═════ Dataset excerpt ═════

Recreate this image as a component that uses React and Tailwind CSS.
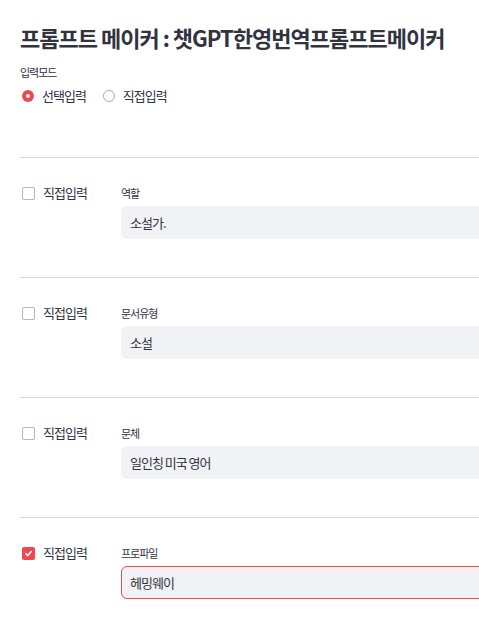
import { useState } from "react";

const FONT = { fontFamily: '"Noto Sans CJK KR", "Noto Sans", sans-serif' };

const fields = [
  { label: "역할", value: "소설가.", checked: false },
  { label: "문서유형", value: "소설", checked: false },
  { label: "문체", value: "일인칭 미국 영어", checked: false },
  { label: "프로파일", value: "헤밍웨이", checked: true },
];

function Radio({ on, label }) {
  return (
    <label className="flex items-center gap-[8px]">
      {on ? (
        <span className="flex h-[12px] w-[12px] items-center justify-center rounded-full bg-[#f0474f]">
          <span className="h-[4px] w-[4px] rounded-full bg-white" />
        </span>
      ) : (
        <span className="h-[12px] w-[12px] rounded-full border border-[#a6a9b2] bg-white" />
      )}
      <span className="text-[13px] leading-[20px] tracking-[-1px]">{label}</span>
    </label>
  );
}

function Check({ on }) {
  if (on) {
    return (
      <span className="flex h-[13px] w-[13px] items-center justify-center rounded-[2px] bg-[#f0474f]">
        <svg width="9" height="9" viewBox="0 0 10 10" fill="none">
          <path d="M2 5.2 4.2 7.3 8 2.8" stroke="white" strokeWidth="1.8" strokeLinecap="round" strokeLinejoin="round" />
        </svg>
      </span>
    );
  }
  return <span className="h-[13px] w-[13px] rounded-[2px] border border-[#b4b7bf] bg-white" />;
}

export default function App() {
  const [mode] = useState("select");

  return (
    <div className="w-[479px] overflow-hidden bg-white text-[#31333f]" style={FONT}>
      <div className="w-[640px] pl-5 pt-[21px] pb-[30px]">
        <h1 className="text-[22px] font-bold leading-[32px] tracking-[-1px]">
          프롬프트 메이커 : 챗GPT한영번역프롬프트메이커
        </h1>

        <p className="mt-[11px] text-[11px] leading-[16px] tracking-[-1px]">입력모드</p>
        <div className="mt-[6px] flex items-center gap-[17px] pl-[2px]">
          <Radio on={mode === "select"} label="선택입력" />
          <Radio on={mode === "direct"} label="직접입력" />
        </div>

        <div className="mt-[51px]">
          {fields.map((f) => (
            <section key={f.label} className="border-t border-[#d6d6d9] pt-[27px] pb-[38px]">
              <div className="flex">
                <div className="mt-[-1px] flex h-[18px] w-[101px] items-center gap-[8px] pl-[2px]">
                  <Check on={f.checked} />
                  <span className="text-[13px] leading-[18px] tracking-[-1px]">직접입력</span>
                </div>
                <div className="flex-1">
                  <p className="text-[11px] leading-[16px] tracking-[-1px]">{f.label}</p>
                  <div
                    className={
                      f.checked
                        ? "mt-[5px] flex h-[33px] items-center rounded-[6px] border border-[#f0474f] bg-[#f0f2f6] pl-[8px]"
                        : "mt-[5px] flex h-[33px] items-center rounded-[6px] border border-transparent bg-[#f0f2f6] pl-[8px]"
                    }
                  >
                    <span className="text-[13px] tracking-[-1px]">{f.value}</span>
                  </div>
                </div>
              </div>
            </section>
          ))}
        </div>
      </div>
    </div>
  );
}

═════

● What you will do
Leave out all pictures, then copy the remaining material exactly.

● Written answer
Recreate this image as a component that uses React and Tailwind CSS.
import { useState } from "react";

const FONT = { fontFamily: '"Noto Sans CJK KR", "Noto Sans", sans-serif' };

const fields = [
  { label: "역할", value: "소설가.", checked: false },
  { label: "문서유형", value: "소설", checked: false },
  { label: "문체", value: "일인칭 미국 영어", checked: false },
  { label: "프로파일", value: "헤밍웨이", checked: true },
];

function Radio({ on, label }) {
  return (
    <label className="flex items-center gap-[8px]">
      {on ? (
        <span className="flex h-[12px] w-[12px] items-center justify-center rounded-full bg-[#f0474f]">
          <span className="h-[4px] w-[4px] rounded-full bg-white" />
        </span>
      ) : (
        <span className="h-[12px] w-[12px] rounded-full border border-[#a6a9b2] bg-white" />
      )}
      <span className="text-[13px] leading-[20px] tracking-[-1px]">{label}</span>
    </label>
  );
}

function Check({ on }) {
  if (on) {
    return (
      <span className="flex h-[13px] w-[13px] items-center justify-center rounded-[2px] bg-[#f0474f]">
        <svg width="9" height="9" viewBox="0 0 10 10" fill="none">
          <path d="M2 5.2 4.2 7.3 8 2.8" stroke="white" strokeWidth="1.8" strokeLinecap="round" strokeLinejoin="round" />
        </svg>
      </span>
    );
  }
  return <span className="h-[13px] w-[13px] rounded-[2px] border border-[#b4b7bf] bg-white" />;
}

export default function App() {
  const [mode] = useState("select");

  return (
    <div className="w-[479px] overflow-hidden bg-white text-[#31333f]" style={FONT}>
      <div className="w-[640px] pl-5 pt-[21px] pb-[30px]">
        <h1 className="text-[22px] font-bold leading-[32px] tracking-[-1px]">
          프롬프트 메이커 : 챗GPT한영번역프롬프트메이커
        </h1>

        <p className="mt-[11px] text-[11px] leading-[16px] tracking-[-1px]">입력모드</p>
        <div className="mt-[6px] flex items-center gap-[17px] pl-[2px]">
          <Radio on={mode === "select"} label="선택입력" />
          <Radio on={mode === "direct"} label="직접입력" />
        </div>

        <div className="mt-[51px]">
          {fields.map((f) => (
            <section key={f.label} className="border-t border-[#d6d6d9] pt-[27px] pb-[38px]">
              <div className="flex">
                <div className="mt-[-1px] flex h-[18px] w-[101px] items-center gap-[8px] pl-[2px]">
                  <Check on={f.checked} />
                  <span className="text-[13px] leading-[18px] tracking-[-1px]">직접입력</span>
                </div>
                <div className="flex-1">
                  <p className="text-[11px] leading-[16px] tracking-[-1px]">{f.label}</p>
                  <div
                    className={
                      f.checked
                        ? "mt-[5px] flex h-[33px] items-center rounded-[6px] border border-[#f0474f] bg-[#f0f2f6] pl-[8px]"
                        : "mt-[5px] flex h-[33px] items-center rounded-[6px] border border-transparent bg-[#f0f2f6] pl-[8px]"
                    }
                  >
                    <span className="text-[13px] tracking-[-1px]">{f.value}</span>
                  </div>
                </div>
              </div>
            </section>
          ))}
        </div>
      </div>
    </div>
  );
}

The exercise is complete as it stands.